** BEGIN Stored rows **

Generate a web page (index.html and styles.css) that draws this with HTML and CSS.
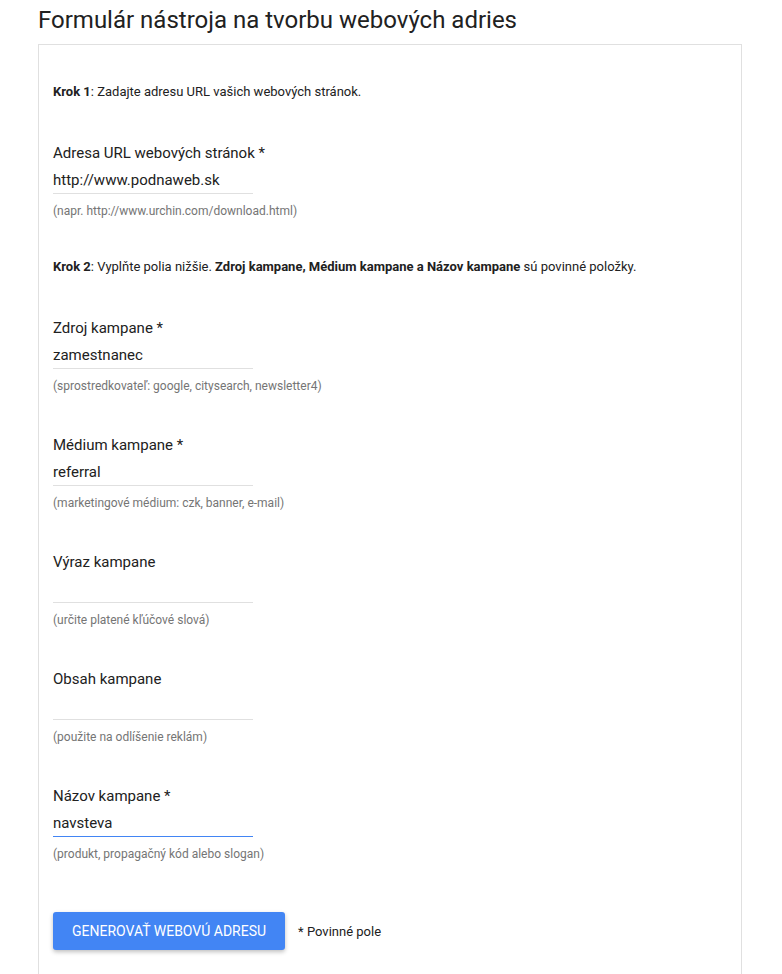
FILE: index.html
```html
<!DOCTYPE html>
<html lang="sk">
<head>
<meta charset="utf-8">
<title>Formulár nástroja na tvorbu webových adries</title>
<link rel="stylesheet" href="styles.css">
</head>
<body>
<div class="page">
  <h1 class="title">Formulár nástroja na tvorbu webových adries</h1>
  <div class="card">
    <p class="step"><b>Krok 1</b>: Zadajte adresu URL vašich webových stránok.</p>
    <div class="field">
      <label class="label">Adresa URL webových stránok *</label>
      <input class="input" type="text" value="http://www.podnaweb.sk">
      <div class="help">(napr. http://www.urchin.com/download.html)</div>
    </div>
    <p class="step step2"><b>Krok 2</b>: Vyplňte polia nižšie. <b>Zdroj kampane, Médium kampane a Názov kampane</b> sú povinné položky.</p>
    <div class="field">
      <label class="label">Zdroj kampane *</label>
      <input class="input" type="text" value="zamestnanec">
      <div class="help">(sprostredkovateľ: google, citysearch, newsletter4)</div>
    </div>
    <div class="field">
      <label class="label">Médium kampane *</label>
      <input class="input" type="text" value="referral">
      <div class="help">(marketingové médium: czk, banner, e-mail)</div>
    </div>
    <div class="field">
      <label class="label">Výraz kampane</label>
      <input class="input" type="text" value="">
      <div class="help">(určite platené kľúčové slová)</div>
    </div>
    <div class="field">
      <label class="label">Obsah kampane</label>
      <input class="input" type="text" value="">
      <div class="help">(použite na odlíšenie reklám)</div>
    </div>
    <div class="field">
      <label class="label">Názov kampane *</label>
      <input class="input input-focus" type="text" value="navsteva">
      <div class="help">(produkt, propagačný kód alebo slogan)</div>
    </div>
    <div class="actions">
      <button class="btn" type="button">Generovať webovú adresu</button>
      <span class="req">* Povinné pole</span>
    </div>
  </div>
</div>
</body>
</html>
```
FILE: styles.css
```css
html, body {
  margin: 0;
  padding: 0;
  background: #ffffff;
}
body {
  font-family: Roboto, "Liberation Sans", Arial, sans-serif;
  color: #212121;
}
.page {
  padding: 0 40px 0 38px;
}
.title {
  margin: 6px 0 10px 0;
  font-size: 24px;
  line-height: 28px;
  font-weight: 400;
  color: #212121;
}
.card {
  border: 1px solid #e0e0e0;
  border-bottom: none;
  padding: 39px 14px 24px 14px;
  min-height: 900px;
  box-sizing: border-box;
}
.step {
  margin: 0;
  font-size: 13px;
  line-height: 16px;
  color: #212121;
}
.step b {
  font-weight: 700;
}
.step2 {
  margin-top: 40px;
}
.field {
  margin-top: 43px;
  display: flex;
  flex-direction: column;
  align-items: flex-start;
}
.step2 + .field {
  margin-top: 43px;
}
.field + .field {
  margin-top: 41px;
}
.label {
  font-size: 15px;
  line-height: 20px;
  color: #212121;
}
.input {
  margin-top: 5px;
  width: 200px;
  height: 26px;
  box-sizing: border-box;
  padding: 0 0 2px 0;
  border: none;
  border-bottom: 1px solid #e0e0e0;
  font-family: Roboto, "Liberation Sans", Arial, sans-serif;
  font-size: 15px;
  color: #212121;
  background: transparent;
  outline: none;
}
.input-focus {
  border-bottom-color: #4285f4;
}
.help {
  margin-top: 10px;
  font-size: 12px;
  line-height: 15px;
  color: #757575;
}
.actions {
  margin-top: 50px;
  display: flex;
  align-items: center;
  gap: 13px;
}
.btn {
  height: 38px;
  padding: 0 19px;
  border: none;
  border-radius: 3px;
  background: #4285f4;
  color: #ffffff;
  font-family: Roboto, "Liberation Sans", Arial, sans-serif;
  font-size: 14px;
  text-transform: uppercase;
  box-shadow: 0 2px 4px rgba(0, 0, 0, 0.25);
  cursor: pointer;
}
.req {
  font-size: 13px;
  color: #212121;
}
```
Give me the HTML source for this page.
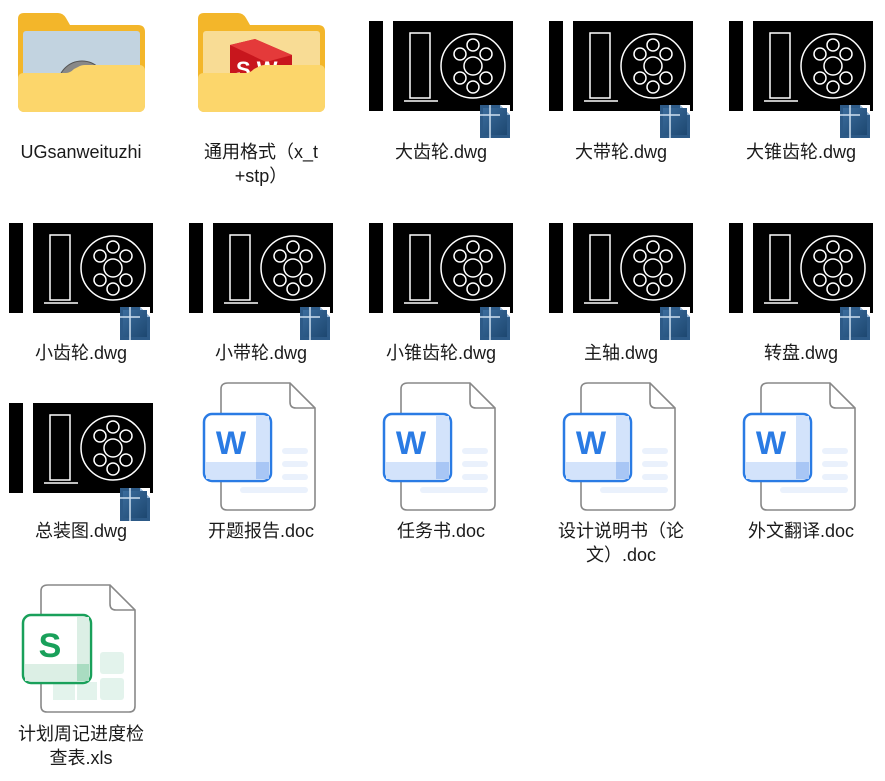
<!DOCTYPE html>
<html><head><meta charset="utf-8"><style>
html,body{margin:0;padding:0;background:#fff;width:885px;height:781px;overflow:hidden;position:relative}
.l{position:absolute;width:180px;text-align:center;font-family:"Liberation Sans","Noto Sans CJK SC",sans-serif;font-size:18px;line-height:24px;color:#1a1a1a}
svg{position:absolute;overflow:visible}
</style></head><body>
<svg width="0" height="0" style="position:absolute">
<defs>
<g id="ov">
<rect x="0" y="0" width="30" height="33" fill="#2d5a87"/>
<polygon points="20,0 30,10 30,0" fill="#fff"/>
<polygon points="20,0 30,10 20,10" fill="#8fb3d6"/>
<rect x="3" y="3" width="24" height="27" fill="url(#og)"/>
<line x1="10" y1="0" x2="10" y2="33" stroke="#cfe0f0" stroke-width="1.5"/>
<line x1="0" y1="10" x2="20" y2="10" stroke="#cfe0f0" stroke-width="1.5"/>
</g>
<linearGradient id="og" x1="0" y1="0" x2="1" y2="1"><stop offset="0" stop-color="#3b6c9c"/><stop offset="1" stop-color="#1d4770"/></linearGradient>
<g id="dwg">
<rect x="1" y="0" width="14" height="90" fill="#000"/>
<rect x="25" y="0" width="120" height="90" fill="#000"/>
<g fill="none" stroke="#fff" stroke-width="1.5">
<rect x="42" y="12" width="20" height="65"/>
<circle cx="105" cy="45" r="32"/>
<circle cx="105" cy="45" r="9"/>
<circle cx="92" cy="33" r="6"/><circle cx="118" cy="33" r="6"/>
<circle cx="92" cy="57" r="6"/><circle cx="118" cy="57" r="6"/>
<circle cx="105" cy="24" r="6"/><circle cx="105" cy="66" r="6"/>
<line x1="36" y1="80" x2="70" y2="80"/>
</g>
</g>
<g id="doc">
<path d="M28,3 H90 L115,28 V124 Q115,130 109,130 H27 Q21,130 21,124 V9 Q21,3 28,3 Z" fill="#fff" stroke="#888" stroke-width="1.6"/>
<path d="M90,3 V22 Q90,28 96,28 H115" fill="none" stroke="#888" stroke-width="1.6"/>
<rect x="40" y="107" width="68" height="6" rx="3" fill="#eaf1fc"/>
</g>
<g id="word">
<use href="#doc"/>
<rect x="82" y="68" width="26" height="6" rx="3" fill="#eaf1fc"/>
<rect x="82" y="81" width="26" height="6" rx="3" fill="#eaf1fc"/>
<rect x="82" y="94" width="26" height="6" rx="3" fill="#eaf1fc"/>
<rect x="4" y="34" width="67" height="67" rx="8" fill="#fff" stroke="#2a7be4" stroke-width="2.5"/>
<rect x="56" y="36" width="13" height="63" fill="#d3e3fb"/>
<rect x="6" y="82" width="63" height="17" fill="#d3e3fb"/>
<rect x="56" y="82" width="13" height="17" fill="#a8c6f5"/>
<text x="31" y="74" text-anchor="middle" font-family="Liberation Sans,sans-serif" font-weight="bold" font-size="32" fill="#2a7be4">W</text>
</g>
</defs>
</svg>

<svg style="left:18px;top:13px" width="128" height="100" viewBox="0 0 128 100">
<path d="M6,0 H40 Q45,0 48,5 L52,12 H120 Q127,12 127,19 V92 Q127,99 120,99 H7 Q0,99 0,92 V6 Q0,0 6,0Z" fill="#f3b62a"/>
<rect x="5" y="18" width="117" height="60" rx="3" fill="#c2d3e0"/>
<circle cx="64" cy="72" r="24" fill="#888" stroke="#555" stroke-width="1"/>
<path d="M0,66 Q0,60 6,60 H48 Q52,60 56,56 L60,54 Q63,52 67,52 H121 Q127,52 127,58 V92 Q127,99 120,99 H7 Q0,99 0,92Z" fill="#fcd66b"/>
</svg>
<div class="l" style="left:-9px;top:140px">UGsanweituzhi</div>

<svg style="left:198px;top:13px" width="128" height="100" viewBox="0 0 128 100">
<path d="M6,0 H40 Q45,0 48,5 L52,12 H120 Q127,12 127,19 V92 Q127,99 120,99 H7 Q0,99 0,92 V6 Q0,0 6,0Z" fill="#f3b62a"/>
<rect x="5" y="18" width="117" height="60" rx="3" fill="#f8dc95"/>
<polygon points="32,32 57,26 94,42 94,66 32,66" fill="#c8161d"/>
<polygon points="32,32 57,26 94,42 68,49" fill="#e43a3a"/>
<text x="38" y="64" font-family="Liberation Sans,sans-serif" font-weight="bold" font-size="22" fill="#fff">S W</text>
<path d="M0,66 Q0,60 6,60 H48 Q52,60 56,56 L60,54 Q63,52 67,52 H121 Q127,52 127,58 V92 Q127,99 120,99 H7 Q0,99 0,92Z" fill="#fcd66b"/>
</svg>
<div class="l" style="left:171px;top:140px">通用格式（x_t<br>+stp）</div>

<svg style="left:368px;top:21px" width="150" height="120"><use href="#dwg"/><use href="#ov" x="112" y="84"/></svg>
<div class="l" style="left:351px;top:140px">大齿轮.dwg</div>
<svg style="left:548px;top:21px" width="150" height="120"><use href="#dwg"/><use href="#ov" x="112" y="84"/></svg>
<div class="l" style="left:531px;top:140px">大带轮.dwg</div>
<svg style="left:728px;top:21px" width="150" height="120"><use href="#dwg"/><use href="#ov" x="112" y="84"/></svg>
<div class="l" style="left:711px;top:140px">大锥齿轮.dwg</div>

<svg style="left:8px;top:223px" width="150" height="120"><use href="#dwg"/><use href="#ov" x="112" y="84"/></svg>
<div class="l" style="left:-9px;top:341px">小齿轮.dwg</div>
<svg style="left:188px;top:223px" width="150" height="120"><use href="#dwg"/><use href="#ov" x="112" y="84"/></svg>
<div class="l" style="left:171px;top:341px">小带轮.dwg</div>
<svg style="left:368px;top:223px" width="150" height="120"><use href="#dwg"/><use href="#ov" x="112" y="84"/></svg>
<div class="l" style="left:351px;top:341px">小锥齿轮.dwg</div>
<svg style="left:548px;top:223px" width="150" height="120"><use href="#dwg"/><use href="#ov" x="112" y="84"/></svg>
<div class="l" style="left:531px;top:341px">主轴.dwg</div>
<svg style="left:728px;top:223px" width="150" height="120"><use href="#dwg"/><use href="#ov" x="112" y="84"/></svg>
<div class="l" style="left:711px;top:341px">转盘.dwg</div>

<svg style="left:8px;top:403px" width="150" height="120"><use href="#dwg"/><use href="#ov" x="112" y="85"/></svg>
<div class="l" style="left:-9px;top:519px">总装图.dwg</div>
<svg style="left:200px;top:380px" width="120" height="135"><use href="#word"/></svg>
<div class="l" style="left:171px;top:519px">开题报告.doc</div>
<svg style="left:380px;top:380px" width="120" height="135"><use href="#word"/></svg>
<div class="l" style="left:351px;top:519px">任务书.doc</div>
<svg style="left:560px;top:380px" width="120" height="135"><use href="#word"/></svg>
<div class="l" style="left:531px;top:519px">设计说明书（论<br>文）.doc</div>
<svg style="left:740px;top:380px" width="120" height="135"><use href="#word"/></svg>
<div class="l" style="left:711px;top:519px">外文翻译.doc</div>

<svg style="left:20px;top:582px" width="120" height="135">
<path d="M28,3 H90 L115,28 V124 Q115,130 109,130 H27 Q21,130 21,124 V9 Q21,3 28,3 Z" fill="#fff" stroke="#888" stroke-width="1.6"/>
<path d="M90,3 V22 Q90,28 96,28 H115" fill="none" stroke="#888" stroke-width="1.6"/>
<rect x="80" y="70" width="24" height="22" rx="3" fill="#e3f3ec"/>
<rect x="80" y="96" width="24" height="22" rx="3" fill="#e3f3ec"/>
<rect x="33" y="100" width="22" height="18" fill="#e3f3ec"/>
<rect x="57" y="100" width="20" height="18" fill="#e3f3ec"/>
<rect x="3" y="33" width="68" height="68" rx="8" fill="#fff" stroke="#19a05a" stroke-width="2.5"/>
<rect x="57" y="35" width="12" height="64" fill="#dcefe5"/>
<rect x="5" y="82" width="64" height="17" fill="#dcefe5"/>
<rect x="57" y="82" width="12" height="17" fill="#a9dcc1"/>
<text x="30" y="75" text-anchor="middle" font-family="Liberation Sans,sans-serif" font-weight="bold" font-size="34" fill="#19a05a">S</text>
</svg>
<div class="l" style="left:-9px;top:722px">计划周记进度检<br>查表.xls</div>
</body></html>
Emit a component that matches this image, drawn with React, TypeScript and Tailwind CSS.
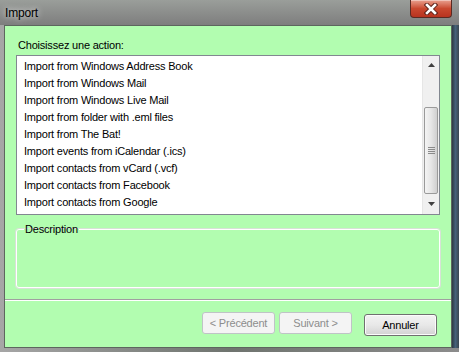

** END Stored rows **

§ The exercise
Wherever the string "page" appears in the entries above, list that line.

§ Response to this exercise
Generate a web page (index.html and styles.css) that draws this with HTML and CSS.
<div class="page">
.page {
Give me the HTML source for this page.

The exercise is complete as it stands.